- **WORK TO DO**:
Pick out the lines below that contain the string "page" and copy them all.
===============
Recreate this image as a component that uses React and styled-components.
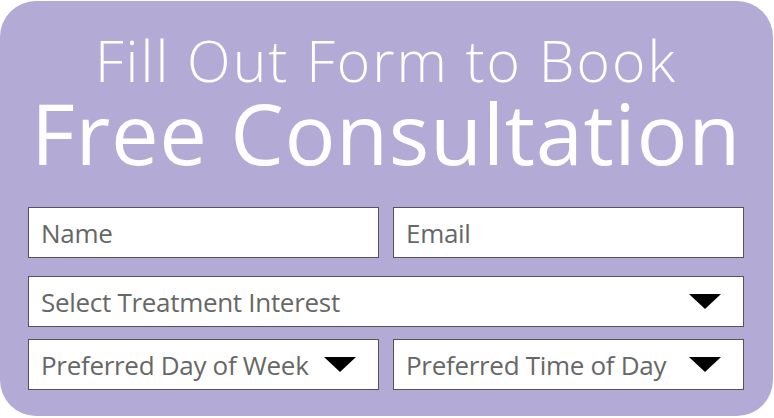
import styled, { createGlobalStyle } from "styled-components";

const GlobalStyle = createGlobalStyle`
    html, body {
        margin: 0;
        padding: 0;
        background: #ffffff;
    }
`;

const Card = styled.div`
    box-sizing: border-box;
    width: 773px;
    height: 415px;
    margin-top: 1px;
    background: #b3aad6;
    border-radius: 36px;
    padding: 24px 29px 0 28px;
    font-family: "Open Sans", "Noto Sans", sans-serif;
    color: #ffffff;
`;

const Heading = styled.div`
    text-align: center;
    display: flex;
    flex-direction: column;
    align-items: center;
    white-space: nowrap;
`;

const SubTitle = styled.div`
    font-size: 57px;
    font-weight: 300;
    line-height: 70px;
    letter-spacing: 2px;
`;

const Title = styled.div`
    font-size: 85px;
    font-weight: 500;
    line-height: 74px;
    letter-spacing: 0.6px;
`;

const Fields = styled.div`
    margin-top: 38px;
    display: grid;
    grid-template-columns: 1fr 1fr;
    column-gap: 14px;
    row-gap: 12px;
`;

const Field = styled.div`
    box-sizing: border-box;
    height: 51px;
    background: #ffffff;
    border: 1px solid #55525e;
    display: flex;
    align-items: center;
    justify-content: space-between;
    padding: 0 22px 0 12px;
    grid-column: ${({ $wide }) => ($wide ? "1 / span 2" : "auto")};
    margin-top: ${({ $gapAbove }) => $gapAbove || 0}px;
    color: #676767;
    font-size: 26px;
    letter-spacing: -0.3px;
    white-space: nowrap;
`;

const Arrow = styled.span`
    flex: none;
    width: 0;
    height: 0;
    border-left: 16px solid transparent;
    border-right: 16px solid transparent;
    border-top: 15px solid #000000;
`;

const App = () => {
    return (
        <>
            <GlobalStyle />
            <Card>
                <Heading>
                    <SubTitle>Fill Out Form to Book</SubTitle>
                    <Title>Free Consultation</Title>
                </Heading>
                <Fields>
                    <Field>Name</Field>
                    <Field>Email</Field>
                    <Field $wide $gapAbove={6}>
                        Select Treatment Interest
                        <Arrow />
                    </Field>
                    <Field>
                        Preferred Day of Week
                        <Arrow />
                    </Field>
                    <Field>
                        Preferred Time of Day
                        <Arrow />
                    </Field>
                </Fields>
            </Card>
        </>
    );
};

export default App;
===============
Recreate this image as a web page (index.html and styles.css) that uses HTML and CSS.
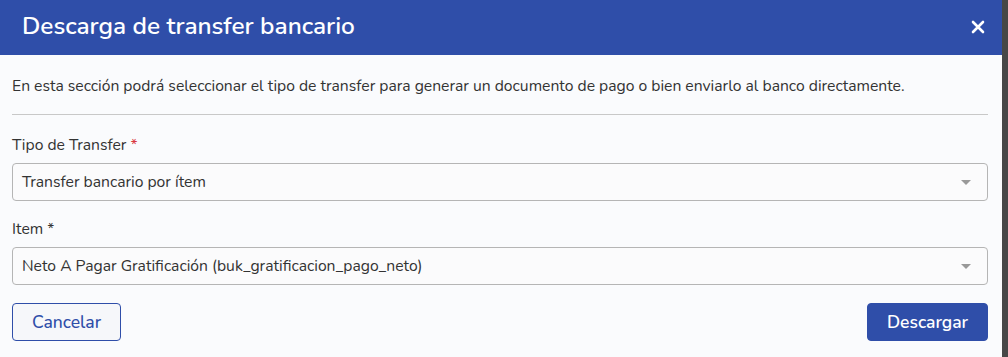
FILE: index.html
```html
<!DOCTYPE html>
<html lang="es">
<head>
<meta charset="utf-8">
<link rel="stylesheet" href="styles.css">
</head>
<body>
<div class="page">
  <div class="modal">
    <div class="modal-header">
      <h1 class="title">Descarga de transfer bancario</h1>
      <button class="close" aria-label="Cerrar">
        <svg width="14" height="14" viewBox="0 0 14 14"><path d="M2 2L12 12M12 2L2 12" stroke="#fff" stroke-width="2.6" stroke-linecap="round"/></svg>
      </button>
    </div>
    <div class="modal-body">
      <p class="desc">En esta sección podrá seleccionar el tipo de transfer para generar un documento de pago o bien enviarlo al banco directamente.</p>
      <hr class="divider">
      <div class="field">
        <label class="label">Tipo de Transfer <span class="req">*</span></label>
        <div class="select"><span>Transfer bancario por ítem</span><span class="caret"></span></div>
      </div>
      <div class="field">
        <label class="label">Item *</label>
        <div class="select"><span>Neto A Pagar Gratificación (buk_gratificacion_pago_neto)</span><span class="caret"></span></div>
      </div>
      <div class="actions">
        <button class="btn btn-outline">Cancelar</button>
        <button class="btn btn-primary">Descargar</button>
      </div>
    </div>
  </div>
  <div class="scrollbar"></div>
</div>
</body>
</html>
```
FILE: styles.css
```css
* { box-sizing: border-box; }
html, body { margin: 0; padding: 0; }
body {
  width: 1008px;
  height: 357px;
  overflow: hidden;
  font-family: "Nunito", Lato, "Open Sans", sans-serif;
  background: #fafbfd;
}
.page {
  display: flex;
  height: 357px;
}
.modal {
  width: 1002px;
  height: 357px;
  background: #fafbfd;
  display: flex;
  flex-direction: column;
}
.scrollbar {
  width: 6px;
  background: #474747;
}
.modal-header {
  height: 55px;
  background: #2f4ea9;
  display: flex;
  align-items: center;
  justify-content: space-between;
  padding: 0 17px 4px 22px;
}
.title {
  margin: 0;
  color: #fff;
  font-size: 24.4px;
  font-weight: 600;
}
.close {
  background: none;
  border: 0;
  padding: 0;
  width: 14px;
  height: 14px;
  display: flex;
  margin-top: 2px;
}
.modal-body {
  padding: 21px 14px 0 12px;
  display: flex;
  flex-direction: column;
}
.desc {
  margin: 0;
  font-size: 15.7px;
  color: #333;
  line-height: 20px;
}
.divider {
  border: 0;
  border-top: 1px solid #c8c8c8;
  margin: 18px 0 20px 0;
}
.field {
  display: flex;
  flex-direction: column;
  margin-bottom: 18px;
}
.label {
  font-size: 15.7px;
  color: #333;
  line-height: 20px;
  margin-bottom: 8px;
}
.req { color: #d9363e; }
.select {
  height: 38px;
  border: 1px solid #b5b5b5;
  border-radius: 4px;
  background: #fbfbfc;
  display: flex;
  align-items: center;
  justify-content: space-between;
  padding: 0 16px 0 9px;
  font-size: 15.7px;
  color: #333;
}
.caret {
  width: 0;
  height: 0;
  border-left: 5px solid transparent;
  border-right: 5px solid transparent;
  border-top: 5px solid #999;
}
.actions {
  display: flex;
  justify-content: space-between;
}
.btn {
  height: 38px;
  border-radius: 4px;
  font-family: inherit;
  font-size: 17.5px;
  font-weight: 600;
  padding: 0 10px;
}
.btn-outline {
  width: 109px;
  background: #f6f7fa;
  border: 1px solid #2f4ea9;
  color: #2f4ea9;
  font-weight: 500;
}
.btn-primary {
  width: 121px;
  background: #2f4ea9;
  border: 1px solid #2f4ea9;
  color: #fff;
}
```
===============
- **OUTPUT BELOW**:
Recreate this image as a web page (index.html and styles.css) that uses HTML and CSS.
<div class="page">
.page {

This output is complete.